> [TO DO]: Leave out the pictures, and retype only the lines from the beginning of the material through the line that contains "string; sub?: boolean;", including both.
-- Begin INFORMATION SHOWN --
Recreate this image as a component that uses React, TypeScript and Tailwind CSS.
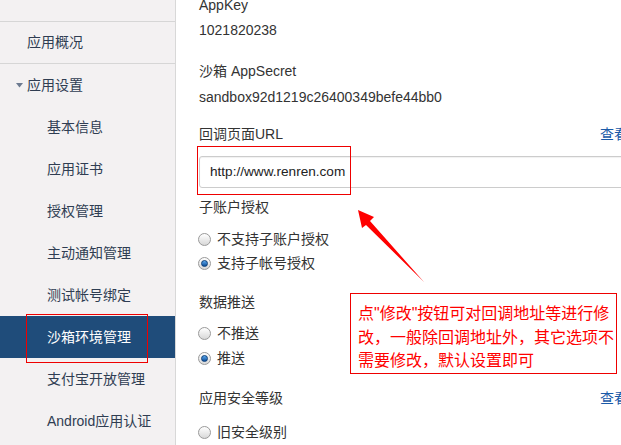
import React from "react";

const font = "font-['Liberation_Sans','Noto_Sans_CJK_SC',sans-serif]";

type NavItem = { label: string; sub?: boolean; active?: boolean; arrow?: boolean };

const navItems: NavItem[] = [
  { label: "应用设置", arrow: true },
  { label: "基本信息", sub: true },
  { label: "应用证书", sub: true },
  { label: "授权管理", sub: true },
  { label: "主动通知管理", sub: true },
  { label: "测试帐号绑定", sub: true },
  { label: "沙箱环境管理", sub: true, active: true },
  { label: "支付宝开放管理", sub: true },
  { label: "Android应用认证", sub: true },
];

function Radio({ checked, label }: { checked?: boolean; label: string }) {
  return (
    <div className="flex items-center h-5">
      <span className="ml-[-1px] w-[13px] h-[13px] rounded-full border border-[#9a9a9a] bg-gradient-to-b from-[#ffffff] to-[#d8d8d8] flex items-center justify-center">
        {checked && (
          <span className="w-[7px] h-[7px] rounded-full bg-gradient-to-b from-[#5aa8ee] to-[#0c4f9a] border border-[#0a3d78]" />
        )}
      </span>
      <span className="ml-[6px] text-[14px] text-[#333]">{label}</span>
    </div>
  );
}

export default function App() {
  return (
    <div className={`relative w-[621px] h-[445px] overflow-hidden bg-white flex ${font}`}>
      {/* sidebar */}
      <div className="w-[176px] shrink-0 bg-[#f3f1f2] border-r border-[#d8d8d8] text-[14px] text-[#2f3d52]">
        <div className="h-[22px] border-b border-[#d6d6d6]" />
        <div className="h-[42px] border-b border-[#d6d6d6] flex items-center pl-[27px]">应用概况</div>
        {navItems.map((item) => (
          <div
            key={item.label}
            className={`h-[42px] flex items-center ${item.sub ? "pl-[47px]" : "pl-[16px]"} ${
              item.active ? "bg-[#1f4c7a] text-white" : ""
            }`}
          >
            {item.arrow && (
              <svg width="8" height="5" viewBox="0 0 8 5" className="mr-[3px] mt-[1px]">
                <path d="M0 0h7L3.5 4.5z" fill="#6c7a90" />
              </svg>
            )}
            {item.label}
          </div>
        ))}
      </div>

      {/* main */}
      <div className="pl-[23px] w-[470px] shrink-0 text-[14px] text-[#333] mt-[-5px]">
        <div className="leading-5">AppKey</div>
        <div className="leading-5 mt-[5px]">1021820238</div>
        <div className="leading-5 mt-[21px]">沙箱 AppSecret</div>
        <div className="leading-5 mt-[6px]">sandbox92d1219c26400349befe44bb0</div>

        <div className="leading-5 mt-[17px] w-[429px] flex justify-between">
          <span>回调页面URL</span>
          <span className="text-[#1a5aa8]">查看</span>
        </div>
        <div className="mt-[12px] h-[32px] w-[440px] border border-[#cccccc] rounded-[3px] shadow-[inset_0_1px_1px_rgba(0,0,0,0.06)] flex items-center pl-[10px] text-[13.6px] text-[#222]">
          http://www.renren.com
        </div>

        <div className="leading-5 mt-[9px]">子账户授权</div>
        <div className="mt-[12px]">
          <Radio label="不支持子账户授权" />
        </div>
        <div className="mt-[4px]">
          <Radio checked label="支持子帐号授权" />
        </div>

        <div className="leading-5 mt-[19px]">数据推送</div>
        <div className="mt-[11px]">
          <Radio label="不推送" />
        </div>
        <div className="mt-[5px]">
          <Radio checked label="推送" />
        </div>

        <div className="leading-5 mt-[20px] w-[429px] flex justify-between">
          <span>应用安全等级</span>
          <span className="text-[#1a5aa8]">查看</span>
        </div>
        <div className="mt-[14px]">
          <Radio label="旧安全级别" />
        </div>
      </div>

      {/* annotations */}
      <div className="absolute left-[26px] top-[314px] w-[122px] h-[49px] border border-[#ee0000]" />
      <div className="absolute left-[197px] top-[146px] w-[154px] h-[49px] border border-[#ee0000]" />
      <div className="absolute left-[350px] top-[293px] w-[267px] h-[81px] border border-[#ee0000] pl-[7px] pt-[8px] text-[16px] leading-[23.5px] text-[#ff0000] whitespace-nowrap">
        <div>点"修改"按钮可对回调地址等进行修</div>
        <div>改，一般除回调地址外，其它选项不</div>
        <div>需要修改，默认设置即可</div>
      </div>
      <svg className="absolute left-0 top-0 pointer-events-none" width="621" height="445">
        <polygon points="358,210 374,217 370,221 424,282 366,225 362,228" fill="#ff0000" />
      </svg>
    </div>
  );
}
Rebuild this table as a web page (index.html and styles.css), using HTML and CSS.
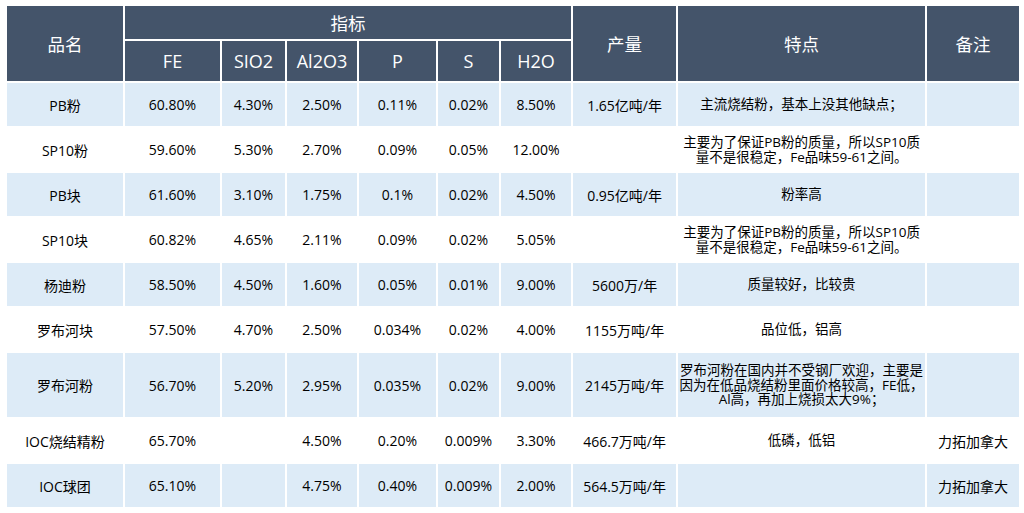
FILE: index.html
```html
<!DOCTYPE html>
<html lang="zh-CN">
<head>
<meta charset="utf-8">
<title>铁矿石指标</title>
<link rel="stylesheet" href="styles.css">
</head>
<body>
<table class="ore">
  <colgroup>
    <col class="c-name">
    <col class="c-fe">
    <col class="c-si">
    <col class="c-al">
    <col class="c-p">
    <col class="c-s">
    <col class="c-h2o">
    <col class="c-out">
    <col class="c-feat">
    <col class="c-note">
  </colgroup>
  <thead>
    <tr class="h1">
      <th rowspan="2" class="big">品名</th>
      <th colspan="6" class="big">指标</th>
      <th rowspan="2" class="big">产量</th>
      <th rowspan="2" class="big">特点</th>
      <th rowspan="2" class="big">备注</th>
    </tr>
    <tr class="h2">
      <th>FE</th><th>SIO2</th><th>Al2O3</th><th>P</th><th>S</th><th>H2O</th>
    </tr>
  </thead>
  <tbody>
    <tr class="alt">
      <td>PB粉</td><td>60.80%</td><td>4.30%</td><td>2.50%</td><td>0.11%</td><td>0.02%</td><td>8.50%</td><td>1.65亿吨/年</td><td class="feat">主流烧结粉，基本上没其他缺点；</td><td></td>
    </tr>
    <tr>
      <td>SP10粉</td><td>59.60%</td><td>5.30%</td><td>2.70%</td><td>0.09%</td><td>0.05%</td><td>12.00%</td><td></td><td class="feat">主要为了保证PB粉的质量，所以SP10质<br>量不是很稳定，Fe品味59-61之间。</td><td></td>
    </tr>
    <tr class="alt">
      <td>PB块</td><td>61.60%</td><td>3.10%</td><td>1.75%</td><td>0.1%</td><td>0.02%</td><td>4.50%</td><td>0.95亿吨/年</td><td class="feat">粉率高</td><td></td>
    </tr>
    <tr>
      <td>SP10块</td><td>60.82%</td><td>4.65%</td><td>2.11%</td><td>0.09%</td><td>0.02%</td><td>5.05%</td><td></td><td class="feat">主要为了保证PB粉的质量，所以SP10质<br>量不是很稳定，Fe品味59-61之间。</td><td></td>
    </tr>
    <tr class="alt">
      <td>杨迪粉</td><td>58.50%</td><td>4.50%</td><td>1.60%</td><td>0.05%</td><td>0.01%</td><td>9.00%</td><td>5600万/年</td><td class="feat">质量较好，比较贵</td><td></td>
    </tr>
    <tr>
      <td>罗布河块</td><td>57.50%</td><td>4.70%</td><td>2.50%</td><td>0.034%</td><td>0.02%</td><td>4.00%</td><td>1155万吨/年</td><td class="feat">品位低，铝高</td><td></td>
    </tr>
    <tr class="alt tall">
      <td>罗布河粉</td><td>56.70%</td><td>5.20%</td><td>2.95%</td><td>0.035%</td><td>0.02%</td><td>9.00%</td><td>2145万吨/年</td><td class="feat">罗布河粉在国内并不受钢厂欢迎，主要是<br>因为在低品烧结粉里面价格较高，FE低，<br>Al高，再加上烧损太大9%；</td><td></td>
    </tr>
    <tr>
      <td>IOC烧结精粉</td><td>65.70%</td><td></td><td>4.50%</td><td>0.20%</td><td>0.009%</td><td>3.30%</td><td>466.7万吨/年</td><td class="feat">低磷，低铝</td><td>力拓加拿大</td>
    </tr>
    <tr class="alt">
      <td>IOC球团</td><td>65.10%</td><td></td><td>4.75%</td><td>0.40%</td><td>0.009%</td><td>2.00%</td><td>564.5万吨/年</td><td class="feat"></td><td>力拓加拿大</td>
    </tr>
  </tbody>
</table>
</body>
</html>
```

FILE: styles.css
```css
html, body {
  margin: 0;
  padding: 0;
  background: #ffffff;
}

body {
  font-family: "Open Sans", "Noto Sans CJK SC", sans-serif;
  color: #000000;
}

.ore {
  margin: 4px 0 0 5px;
  border-collapse: separate;
  border-spacing: 2px;
  table-layout: fixed;
  width: 1016px;
}

.c-name { width: 116px; }
.c-fe { width: 95px; }
.c-si { width: 63px; }
.c-al { width: 70px; }
.c-p { width: 77px; }
.c-s { width: 61px; }
.c-h2o { width: 70px; }
.c-out { width: 103px; }
.c-feat { width: 247px; }
.c-note { width: 92px; }

.ore th {
  background: #44546a;
  color: #ffffff;
  font-weight: normal;
  font-size: 18px;
  padding: 0;
  text-align: center;
  vertical-align: middle;
}

.ore th.big {
  font-size: 17.5px;
}

.h1 { height: 33px; }
.h2 { height: 40px; }

.ore td {
  height: 43px;
  padding: 0;
  font-size: 14px;
  text-align: center;
  vertical-align: middle;
  white-space: nowrap;
  background: #ffffff;
}

.ore tr.alt td {
  background: #ddebf7;
}

.ore tr.tall td {
  height: 64px;
}

.ore td.feat {
  font-size: 13.5px;
  line-height: 14.5px;
}
```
-- End INFORMATION SHOWN --
> [COMPLETED EXERCISE]:
Recreate this image as a component that uses React, TypeScript and Tailwind CSS.
import React from "react";

const font = "font-['Liberation_Sans','Noto_Sans_CJK_SC',sans-serif]";

type NavItem = { label: string; sub?: boolean; active?: boolean; arrow?: boolean };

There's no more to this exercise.